Remember though, you will not see your abs if they are hidden under a layer of fat and you cannot spot reduce the fat from waistline by training your abs for hours on end. Simply doing hours of abdominal exercises may develop your abs but you will still carry that layer of fat around your body if you aren’t burning the appropriate amount of calories.

If you are trying to lose body fat, there are much bigger and better exercises than abdominal exercises for burning calories and body fat.

Now that you know how the abdominal muscle works, it’s time to discover, “The most forgotten productive exercise for your Abs.” The Sit Up.

It’s really, really important for you to know how to properly perform a Sit Up. If you perform the Sit Up like you did in Gym Class, you are reducing the Sit Up’s effectiveness by almost 50% and you could cause some serious low back pain for yourself.

Here again, it is important to understand the rules behind Abdominal-development and the Sit Up exercise really qualifies as a very effective movement.

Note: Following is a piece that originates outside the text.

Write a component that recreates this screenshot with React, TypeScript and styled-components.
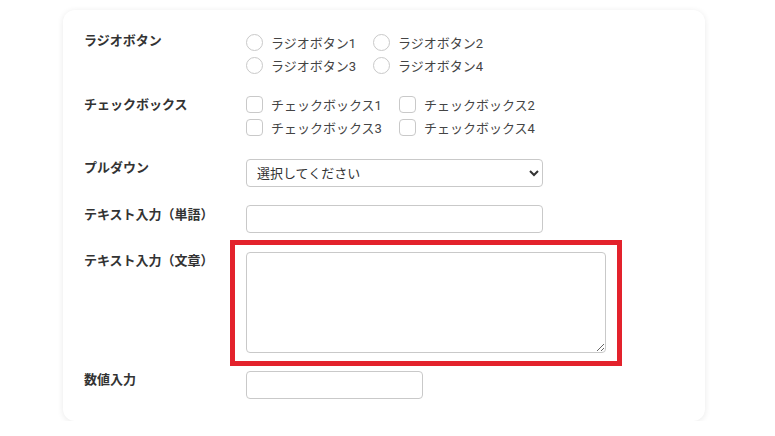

Remember, when the abdominal muscle is working, “Two ends of the muscle fibers must move toward each other and be able to fully contract”.

Does the Sternum and Pubic area move toward each other when performing Sit Ups?

Does the Abdominal Muscle bend and stretch the spine in its full range of motion in a Sit Up?

Do the abdominal muscles reach full extension to full flexion?
– YES, if you perform the exercise correctly! So, why does the sit up exercise get such a bad rap?

Primarily because the old style Sit Ups you performed incorrectly in gym class put too much stress on the lower back and hip flexors. But, do you know what is really crazy about that logic? If more muscles than one are involved, it is called a compound or multi-joint movement.

You won’t hear me saying compound movements are bad. Are these supposed experts trying to get people to actually believe that compound movements are great for every muscle except the abdominal muscles?

If I remember correctly, didn’t these same exercise physiologists claim squats and Deadlifts put too much strain on your knees and back and that we all needed to stop doing those exercises too? Just a few years later, most of the experts are now eating their words, aren’t they?

The appropriate way to perform an effective Sit Up

Lay flat on your back with a rolled up towel under your lower back. Bend your knees about 45° with heels on the floor and keep your toes pointing up. Do not anchor your feet.

Spread the knees apart approximately 6-8 inches to prevent the hip flexors from contributing too much to the exercise.

Next, extend your arms between your legs and keep your hands between your legs throughout the movement because it will help keep you in the proper position.

Now, exhale and lift your shoulders off the ground, keeping your neck in a neutral position. Concentrate on trying to force the lower portion of your ribcage into your knees by curling the spine upward into the sit up position (DO NOT CURL YOUR NECK).

Slowly lower yourself back down to the starting position by uncurling your spine and you are finished with the repetition when you feel the rolled up towel supporting your lower back again.

Notice how both ends of the abdominal muscle fully contract together and are stretched through its full range of motion. When you perform a Sit Up with proper biomechanics, your next crunch exercise will pale by comparison.